TV Retro Review | Star Wars: Ewoks 1.6 – “The Tree of Light”

With this entry, I throw my hat back into regular URBMN content.  I will now review shows from the past, as well as the present.  Star Wars: Ewoks (ABC/Global, 1985-86; 1986 as The All New Ewoks) is as good a place to find false nostalgia as any.

“The Tree of Light” (ABC/Global: October 12, 1985) is typical Nelvana tripe from the mid-1980s.  Wicket (Jim Henshaw), Latara (Taborah Johnson), and Princess Kneesaa (Cree Summer) are excluded from an important mission on Endor’s forest moon – the Tree of Light is dying.  The chosen Ewok team needs to sprinkle fairy dust – sorry, Light Dust – on the Tree of Light, before it dies.  The Duloks – tall, ghetto, swamp versions of Ewoks – want the Tree of Light to die, so they can become more of a presence on the forest moon.

The Dulok shaman, Umwak (Don Francks), is the standard bumbling henchman to King Gorneesh (Dan Hennessey).  Umwak is assisted by his nephew (Hadley Kay), though the Duloks – being Nelvana villains – aren’t too bright as a whole.

For instance, Umwak designs a pair of “special glasses,” which are supposed to navigate a cave maze for him.  In practice, they don’t do anything.  The Ewoks, “led” by Weechee (Greg Swanson) and Paploo (Paul Chato), are hardly smarter than the Duloks.  The whole episode’s an excuse to prove Wicket, Latara, and Kneesaa’s worth, as the three abide an Idiot Plot.

Honestly, this episode can be reworked as a Care Bears Family (ABC/Global, 1986-88) episode.  Henshaw, Hennessey and Francks voiced characters in Care Bears Family.  Some of the music cues – the bumbling-henchman synth cues, in particular – have a Care Bears Family sound to them.  Both shows feature living teddy bears, fighting against enemies who want to eradicate said teddy bears.  I know Care Bears Family came a year after Ewoks, but the two shows are eerily similar.
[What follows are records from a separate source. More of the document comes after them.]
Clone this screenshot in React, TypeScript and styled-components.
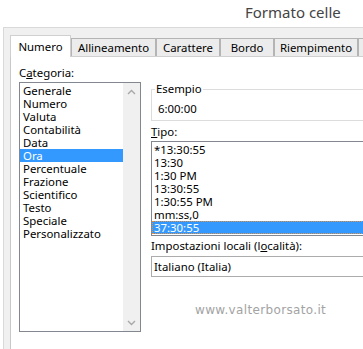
import React from 'react';
import styled, { createGlobalStyle } from 'styled-components';

const GlobalStyle = createGlobalStyle`
  html, body {
    margin: 0;
    padding: 0;
    background: #ffffff;
  }
  body {
    font-family: 'Noto Sans', 'Open Sans', sans-serif;
    font-size: 11.4px;
    color: #000000;
    overflow: hidden;
  }
`;

const Window = styled.div`
  width: 363px;
  height: 349px;
  overflow: hidden;
  display: flex;
  flex-direction: column;
`;

const TitleBar = styled.div`
  flex: none;
  height: 27px;
  padding-left: 245px;
  font-size: 15px;
  line-height: 25px;
  color: #444444;
  white-space: nowrap;
`;

const Dialog = styled.div`
  flex: 1;
  display: flex;
  flex-direction: column;
  margin-left: 3px;
  padding: 7px 0 0 6px;
  border-top: 1px solid #d9d9d9;
  border-left: 1px solid #d9d9d9;
  background: #f0f0f0;
`;

const TabRow = styled.div`
  flex: none;
  display: flex;
  align-items: flex-end;
  height: 21px;
  position: relative;
  z-index: 1;
`;

const Tab = styled.div<{ $w: number; $active?: boolean }>`
  flex: none;
  box-sizing: border-box;
  width: ${(p) => p.$w}px;
  height: ${(p) => (p.$active ? 22 : 18)}px;
  margin-bottom: ${(p) => (p.$active ? -1 : 0)}px;
  padding-top: ${(p) => (p.$active ? 2 : 0)}px;
  border: 1px solid ${(p) => (p.$active ? '#d0d0d0' : '#b4b4b4')};
  border-bottom: none;
  background: ${(p) => (p.$active ? '#ffffff' : '#ececec')};
  text-align: center;
  line-height: 17px;
  white-space: nowrap;
  overflow: hidden;
`;

const Panel = styled.div`
  flex: 1;
  display: flex;
  gap: 10px;
  padding: 8px 0 0 8px;
  border-top: 1px solid #d0d0d0;
  border-left: 1px solid #c8c8c8;
  background: #ffffff;
`;

const LeftColumn = styled.div`
  flex: none;
  width: 122px;
  display: flex;
  flex-direction: column;
`;

const RightColumn = styled.div`
  flex: none;
  width: 250px;
  display: flex;
  flex-direction: column;
`;

const Label = styled.div<{ $top?: number; $bottom?: number }>`
  line-height: 14px;
  margin-top: ${(p) => p.$top ?? 0}px;
  margin-bottom: ${(p) => p.$bottom ?? 0}px;
  white-space: nowrap;
`;

const ListBox = styled.div<{ $h: number }>`
  box-sizing: border-box;
  height: ${(p) => p.$h}px;
  display: flex;
  border: 1px solid #828790;
  background: #ffffff;
  overflow: hidden;
`;

const Items = styled.div<{ $indent: number }>`
  flex: 1;
  min-width: 0;
  padding-top: 1px;
  --indent: ${(p) => p.$indent}px;
`;

const Row = styled.div<{ $selected?: boolean; $focus?: boolean }>`
  height: 13px;
  line-height: 13px;
  padding-left: var(--indent);
  white-space: nowrap;
  background: ${(p) => (p.$selected ? '#3399ff' : 'transparent')};
  color: ${(p) => (p.$selected ? '#ffffff' : '#000000')};
  outline: ${(p) => (p.$focus ? '1px dotted #e8913a' : 'none')};
  outline-offset: -1px;
`;

const ScrollBar = styled.div`
  flex: none;
  width: 17px;
  display: flex;
  flex-direction: column;
  justify-content: space-between;
  background: #f0f0f0;
`;

const ArrowButton = styled.div`
  height: 17px;
  display: flex;
  align-items: center;
  justify-content: center;
`;

const GroupBox = styled.fieldset`
  margin: 17px 0 0 0;
  padding: 0 0 5px 3px;
  border: 1px solid #dcdcdc;
  min-width: 0;
`;

const Legend = styled.legend`
  padding: 0 1px;
  line-height: 14px;
`;

const Sample = styled.div`
  padding: 6px 0 0 3px;
  line-height: 13px;
`;

const Dropdown = styled.div`
  box-sizing: border-box;
  height: 21px;
  padding-left: 2px;
  border: 1px solid #acacac;
  line-height: 19px;
  white-space: nowrap;
`;

const Watermark = styled.div`
  margin-top: 26px;
  padding-left: 44px;
  font-family: 'DejaVu Sans', Verdana, sans-serif;
  font-size: 12px;
  letter-spacing: 0.35px;
  line-height: 14px;
  color: #a3a3a3;
  white-space: nowrap;
`;

const Chevron = ({ up }: { up?: boolean }) => (
  <svg width="9" height="6" viewBox="0 0 9 6">
    <polyline
      points={up ? '1,5 4.5,1.5 8,5' : '1,1 4.5,4.5 8,1'}
      fill="none"
      stroke="#a8a8a8"
      strokeWidth="1.4"
    />
  </svg>
);

const tabs = [
  { name: 'Numero', w: 61, active: true },
  { name: 'Allineamento', w: 85 },
  { name: 'Carattere', w: 64 },
  { name: 'Bordo', w: 54 },
  { name: 'Riempimento', w: 84 },
  { name: 'Protezione', w: 70 },
];

const categories = [
  'Generale',
  'Numero',
  'Valuta',
  'Contabilità',
  'Data',
  'Ora',
  'Percentuale',
  'Frazione',
  'Scientifico',
  'Testo',
  'Speciale',
  'Personalizzato',
];

const types = ['*13:30:55', '13:30', '1:30 PM', '13:30:55', '1:30:55 PM', 'mm:ss,0', '37:30:55'];

export default function App() {
  return (
    <Window>
      <GlobalStyle />
      <TitleBar>Formato celle</TitleBar>
      <Dialog>
        <TabRow>
          {tabs.map((tab) => (
            <Tab key={tab.name} $w={tab.w} $active={tab.active}>
              {tab.name}
            </Tab>
          ))}
        </TabRow>
        <Panel>
          <LeftColumn>
            <Label $top={1} $bottom={2}>
              C<u>a</u>tegoria:
            </Label>
            <ListBox $h={250}>
              <Items $indent={3}>
                {categories.map((c) => (
                  <Row key={c} $selected={c === 'Ora'}>
                    {c}
                  </Row>
                ))}
              </Items>
              <ScrollBar>
                <ArrowButton>
                  <Chevron up />
                </ArrowButton>
                <ArrowButton>
                  <Chevron />
                </ArrowButton>
              </ScrollBar>
            </ListBox>
          </LeftColumn>
          <RightColumn>
            <GroupBox>
              <Legend>Esempio</Legend>
              <Sample>6:00:00</Sample>
            </GroupBox>
            <Label $top={4} $bottom={2}>
              <u>T</u>ipo:
            </Label>
            <ListBox $h={95}>
              <Items $indent={2}>
                {types.map((t, i) => (
                  <Row key={i} $selected={i === 6} $focus={i === 6}>
                    {t}
                  </Row>
                ))}
              </Items>
            </ListBox>
            <Label $top={3} $bottom={3}>
              Impostazioni locali (l<u>o</u>calità):
            </Label>
            <Dropdown>Italiano (Italia)</Dropdown>
            <Watermark>www.valterborsato.it</Watermark>
          </RightColumn>
        </Panel>
      </Dialog>
    </Window>
  );
}
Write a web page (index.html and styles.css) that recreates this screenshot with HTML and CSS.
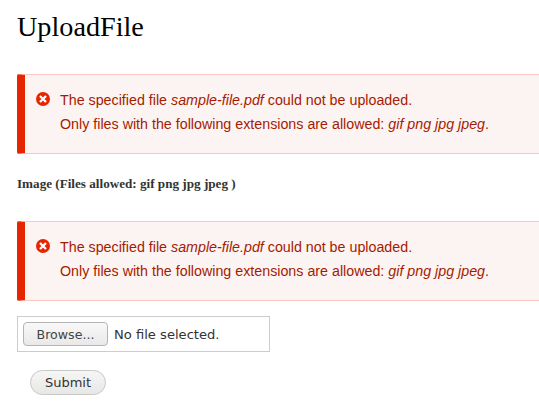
FILE: index.html
```html
<!DOCTYPE html>
<html lang="en">
<head>
<meta charset="utf-8">
<title>UploadFile</title>
<link rel="stylesheet" href="styles.css">
</head>
<body>
<main class="page">
  <h1 class="title">UploadFile</h1>
  <div class="message first">
    <svg class="icon" viewBox="0 0 14 14" aria-hidden="true"><circle cx="7" cy="7" r="7" fill="#e62600"/><path d="M4 4l6 6M10 4l-6 6" stroke="#fff" stroke-width="2.3" fill="none"/></svg>
    <div>The specified file <em>sample-file.pdf</em> could not be uploaded.<br>Only files with the following extensions are allowed: <em>gif png jpg jpeg</em>.</div>
  </div>
  <label class="label">Image (Files allowed: gif png jpg jpeg )</label>
  <div class="message second">
    <svg class="icon" viewBox="0 0 14 14" aria-hidden="true"><circle cx="7" cy="7" r="7" fill="#e62600"/><path d="M4 4l6 6M10 4l-6 6" stroke="#fff" stroke-width="2.3" fill="none"/></svg>
    <div>The specified file <em>sample-file.pdf</em> could not be uploaded.<br>Only files with the following extensions are allowed: <em>gif png jpg jpeg</em>.</div>
  </div>
  <div class="file-box"><span class="browse">Browse...</span><span class="no-file">No file selected.</span></div>
  <button class="submit" type="button">Submit</button>
</main>
</body>
</html>
```
FILE: styles.css
```css
html, body { margin: 0; padding: 0; background: #fff; }
body { width: 539px; height: 416px; overflow: hidden; }
.page { padding: 0 0 0 17px; width: 540px; box-sizing: border-box; }
.title { margin: 0; padding-top: 12px; height: 74px; box-sizing: border-box; font: 400 28.2px/30px "Liberation Serif", serif; color: #000; }
.message { display: flex; align-items: flex-start; box-sizing: border-box; width: 530px; height: 80px; padding: 13px 0 0 11px; background: #fcf4f2; border: 1px solid #f9c9bf; border-left: 8px solid #e62600; border-radius: 2px; color: #a51b00; font: 14.27px/24px "Liberation Sans", sans-serif; }
.icon { width: 14px; height: 14px; margin: 4px 10px 0 0; flex: none; }
.label { display: block; margin: 23px 0 30px; font: 700 13.15px/14px "Liberation Serif", serif; color: #333; }
.second { margin-bottom: 15px; }
.file-box { display: flex; align-items: center; box-sizing: border-box; width: 253px; height: 36px; padding-left: 5px; border: 1px solid #ccc; font: 13.1px "DejaVu Sans", sans-serif; color: #333; }
.browse { box-sizing: border-box; width: 85px; height: 24px; line-height: 23px; text-align: center; border: 1px solid #b4b4b4; border-radius: 4px; background: linear-gradient(#f8f8f8, #e9e9e9); color: #444; font-size: 12.6px; }
.no-file { margin-left: 6px; }
.submit { display: block; box-sizing: border-box; width: 76px; height: 25px; margin: 18px 0 0 13px; padding: 0; border: 1px solid #c8c8c8; border-radius: 13px; background: linear-gradient(#f6f6f3, #e7e7e7); color: #333; font: 13px "DejaVu Sans", sans-serif; }
```
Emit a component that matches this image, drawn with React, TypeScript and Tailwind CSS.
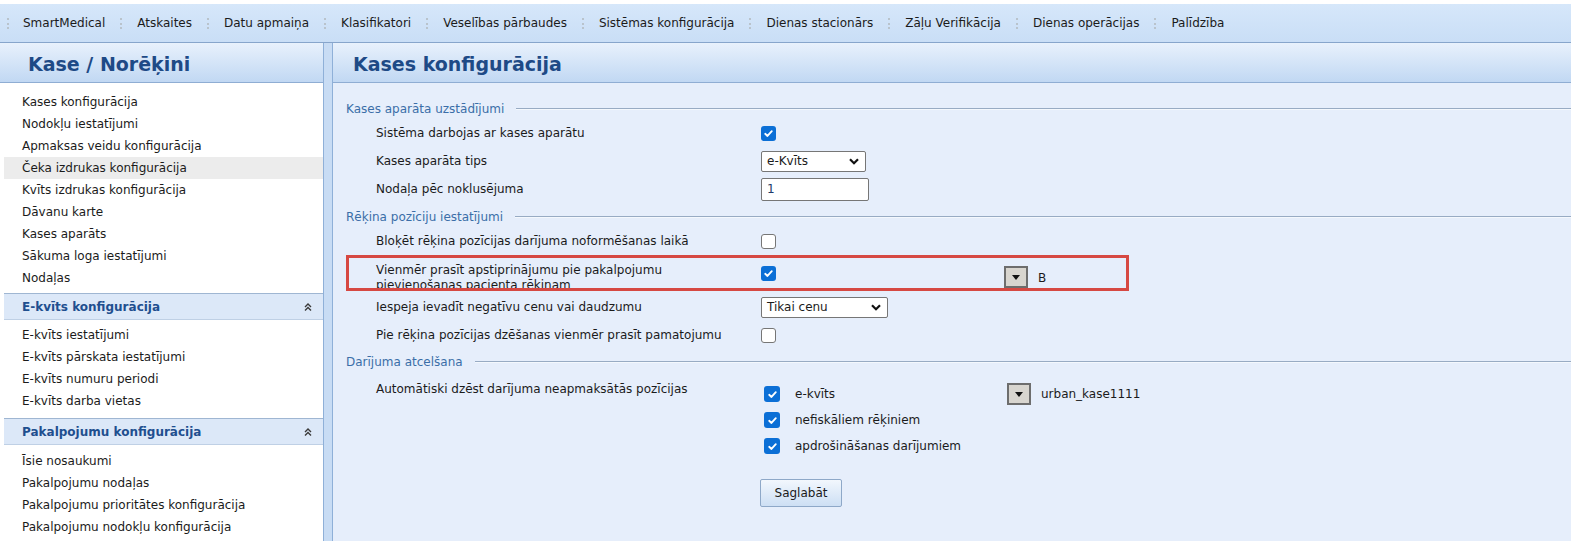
import React from 'react';

const navItems = [
  'SmartMedical',
  'Atskaites',
  'Datu apmaiņa',
  'Klasifikatori',
  'Veselības pārbaudes',
  'Sistēmas konfigurācija',
  'Dienas stacionārs',
  'Zāļu Verifikācija',
  'Dienas operācijas',
  'Palīdzība',
];

const kaseItems = [
  'Kases konfigurācija',
  'Nodokļu iestatījumi',
  'Apmaksas veidu konfigurācija',
  'Čeka izdrukas konfigurācija',
  'Kvīts izdrukas konfigurācija',
  'Dāvanu karte',
  'Kases aparāts',
  'Sākuma loga iestatījumi',
  'Nodaļas',
];

const ekvitsItems = ['E-kvīts iestatījumi', 'E-kvīts pārskata iestatījumi', 'E-kvīts numuru periodi', 'E-kvīts darba vietas'];

const pakalpItems = [
  'Īsie nosaukumi',
  'Pakalpojumu nodaļas',
  'Pakalpojumu prioritātes konfigurācija',
  'Pakalpojumu nodokļu konfigurācija',
];

function Separator() {
  return <span className="mx-[15px] h-[11px] border-l-[2px] border-dotted border-[#b9c3cc]" />;
}

function Checkbox({ checked, size = 'h-[15px] w-[15px]' }: { checked: boolean; size?: string }) {
  if (!checked) {
    return <span className={`block ${size} rounded-[3px] border border-[#767676] bg-white`} />;
  }
  return (
    <span className={`flex ${size} items-center justify-center rounded-[3px] bg-[#0b6fd6]`}>
      <svg viewBox="0 0 12 12" className="h-[11px] w-[11px]">
        <path d="M2.4 6.3 L4.9 8.7 L9.6 3.4" fill="none" stroke="white" strokeWidth="2" strokeLinecap="round" strokeLinejoin="round" />
      </svg>
    </span>
  );
}

function Select({ value, width }: { value: string; width: string }) {
  return (
    <div className={`flex h-[21px] ${width} items-center justify-between rounded-[2px] border border-[#767676] bg-white pl-[5px] pr-[6px]`}>
      <span>{value}</span>
      <svg viewBox="0 0 10 7" className="h-[7px] w-[10px]">
        <path d="M1 1.2 L5 5.2 L9 1.2" fill="none" stroke="#111" strokeWidth="2.2" />
      </svg>
    </div>
  );
}

function DropButton() {
  return (
    <span className="flex h-[22px] w-[24px] items-center justify-center border-2 border-[#6d6d6d] bg-[#d8d5cf]">
      <svg viewBox="0 0 8 5" className="h-[5px] w-[8px]">
        <path d="M0 0 H8 L4 5 Z" fill="#111" />
      </svg>
    </span>
  );
}

function DoubleUp() {
  return (
    <svg viewBox="0 0 10 10" className="h-[10px] w-[10px]">
      <path d="M2 5 L5 2 L8 5 M2 8.5 L5 5.5 L8 8.5" fill="none" stroke="#3a3a3a" strokeWidth="1.4" />
    </svg>
  );
}

function Legend({ title }: { title: string }) {
  return (
    <div className="flex h-[20px] items-center">
      <span className="text-[#3b6ea8]">{title}</span>
      <div className="ml-[12px] flex-1 border-t border-b border-t-[#98abc3] border-b-[#f4f8fd]" />
    </div>
  );
}

function Row({ label, control, extra, h = 'h-[28px]' }: { label: string; control?: React.ReactNode; extra?: React.ReactNode; h?: string }) {
  return (
    <div className={`flex ${h} items-center`}>
      <div className="w-[415px] pl-[30px]">{label}</div>
      <div className="w-[243px]">{control}</div>
      <div>{extra}</div>
    </div>
  );
}

function SectionHeader({ title }: { title: string }) {
  return (
    <div className="flex h-[27px] items-center justify-between border-t border-b border-t-[#9fb6d2] border-b-[#bfd0e5] bg-[#dce8f8] pl-[18px] pr-[10px]">
      <span className="text-[12px] font-bold text-[#1f4f8f]">{title}</span>
      <DoubleUp />
    </div>
  );
}

function MenuList({ items, active }: { items: string[]; active?: string }) {
  return (
    <div className="flex flex-col">
      {items.map((item) => (
        <div key={item} className={`flex h-[22px] items-center pl-[18px] ${item === active ? 'bg-[#ececec]' : ''}`}>
          {item}
        </div>
      ))}
    </div>
  );
}

export default function App() {
  return (
    <div className="flex h-[541px] w-[1571px] flex-col overflow-hidden bg-white pt-[4px] font-['DejaVu_Sans',sans-serif] text-[12px] text-[#1b1b1b]">
      <div className="flex h-[39px] shrink-0 items-center border-b border-[#87a5cb] bg-gradient-to-b from-[#d6e7fa] to-[#c9def6] pl-0 text-[12px]">
        {navItems.map((item, i) => (
          <React.Fragment key={item}>
            {i === 0 ? <span className="ml-[7px] mr-[14px] h-[11px] border-l-[2px] border-dotted border-[#b9c3cc]" /> : <Separator />}
            <span>{item}</span>
          </React.Fragment>
        ))}
      </div>

      <div className="flex min-h-0 flex-1">
        <div className="flex w-[323px] shrink-0 flex-col">
          <div className="flex h-[40px] shrink-0 items-center border-b border-[#8fadd3] bg-gradient-to-b from-[#e8f1fc] to-[#c1d8f3] pl-[28px] pt-[3px] text-[19px] font-bold text-[#1e4a86]">
            Kase / Norēķini
          </div>
          <div className="flex flex-col pl-[4px] pt-[8px]">
            <MenuList items={kaseItems} active="Čeka izdrukas konfigurācija" />
            <div className="mt-[4px]">
              <SectionHeader title="E-kvīts konfigurācija" />
            </div>
            <div className="pt-[4px] pb-[6px]">
              <MenuList items={ekvitsItems} />
            </div>
            <SectionHeader title="Pakalpojumu konfigurācija" />
            <div className="pt-[5px]">
              <MenuList items={pakalpItems} />
            </div>
          </div>
        </div>

        <div className="w-[10px] shrink-0 border-x border-[#8fb0d8] bg-[#c8dcf4]" />

        <div className="flex min-w-0 flex-1 flex-col bg-[#e6eefb]">
          <div className="flex h-[40px] shrink-0 items-center border-b border-[#8fadd3] bg-gradient-to-b from-[#e8f1fc] to-[#c1d8f3] pl-[20px] pt-[3px] text-[19px] font-bold text-[#1e4a86]">
            Kases konfigurācija
          </div>

          <div className="flex flex-col pl-[13px] pt-[16px]">
            <Legend title="Kases aparāta uzstādījumi" />
            <Row label="Sistēma darbojas ar kases aparātu" control={<Checkbox checked />} />
            <Row label="Kases aparāta tips" control={<Select value="e-Kvīts" width="w-[105px]" />} />
            <Row
              label="Nodaļa pēc noklusējuma"
              control={
                <div className="flex h-[23px] w-[108px] items-center rounded-[2px] border border-[#767676] bg-white pl-[5px] text-[#1e3a6a]">1</div>
              }
            />

            <div className="mt-[4px]">
              <Legend title="Rēķina pozīciju iestatījumi" />
            </div>
            <Row label="Bloķēt rēķina pozīcijas darījuma noformēšanas laikā" control={<Checkbox checked={false} />} />

            <div className="relative flex h-[36px] overflow-hidden">
              <div className="w-[415px] pl-[30px] pt-[8px] leading-[15px]">
                Vienmēr prasīt apstiprinājumu pie pakalpojumu
                <br />
                pievienošanas pacienta rēķinam
              </div>
              <div className="w-[243px] pt-[11px]">
                <Checkbox checked />
              </div>
              <div className="flex items-start gap-[10px] pt-[11px]">
                <DropButton />
                <span className="pt-[3px]">B</span>
              </div>
              <div className="absolute left-0 top-0 h-[36px] w-[783px] border-[3px] border-[#d64842]" />
            </div>

            <Row label="Iespeja ievadīt negatīvu cenu vai daudzumu" h="h-[32px]" control={<Select value="Tikai cenu" width="w-[127px]" />} />
            <Row label="Pie rēķina pozīcijas dzēšanas vienmēr prasīt pamatojumu" h="h-[24px]" control={<Checkbox checked={false} />} />

            <div className="mt-[5px]">
              <Legend title="Darījuma atcelšana" />
            </div>
            <div className="flex">
              <div className="w-[415px] pl-[30px] pt-[8px]">Automātiski dzēst darījuma neapmaksātās pozīcijas</div>
              <div className="flex w-[243px] flex-col pt-[9px]">
                {['e-kvīts', 'nefiskāliem rēķiniem', 'apdrošināšanas darījumiem'].map((t) => (
                  <div key={t} className="flex h-[26px] items-center gap-[15px] pl-[3px]">
                    <Checkbox checked size="h-[16px] w-[16px]" />
                    <span>{t}</span>
                  </div>
                ))}
              </div>
              <div className="flex h-[26px] items-center gap-[10px] pl-[3px] pt-[9px] box-content">
                <DropButton />
                <span>urban_kase1111</span>
              </div>
            </div>

            <div className="pl-[414px] pt-[20px]">
              <button className="h-[28px] w-[82px] rounded-[2px] border border-[#8ea8c8] bg-gradient-to-b from-[#f2f7fd] to-[#cddff4] text-[12px] text-[#1b1b1b]">
                Saglabāt
              </button>
            </div>
          </div>
        </div>
      </div>
    </div>
  );
}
Hell, Henshaw’s Wicket is similar to Tenderheart Bear, while Hennessey uses almost the exact same voice for Gorneesh and Brave Heart Lion.  Hennessey’s a decent voiceover actor, but Nelvana never let the man stretch in the mid-1980s.

As an aside, it’s funny how Henshaw voiced eager do-gooders in the 1980s.  He soon ditched voiceover work, and became a writer/director.  These days, Henshaw’s the resident grump of Canadian television.

Nelvana’s animation on Ewoks is serviceable – not great, but better than 1980s Saturday morning cartoon standards.  Nelvana basically did Ewoks to keep the lights on.  The best part of an Ewoks episode should not be Taj Mahal’s theme song, but that’s what happens with “The Tree of Light.”

Having not seen Ewoks in two decades, I don’t remember the show being this bad.  I’m hardly nostalgic for Star Wars, as I’ve never cared for Star Wars in any of its incarnations.  “The Tree of Light” just reminds me too much of Care Bears Family.

“The Tree of Light” is from the first season of Ewoks, the season considered superior by Ewoks fans.  If every episode is like “The Tree of Light” – stories where Wicket and friends fix what the other Ewoks fuck up – I have to ask: what is Ewoks superior to?  Star Wars: The Clone Wars (Cartoon Network, 2008- ) has its faults – Clone Wars has never met a film it didn’t steal from – yet it’s a better Star Wars series than Ewoks.  Star Wars fans accepted whatever they were offered, in the bad old days.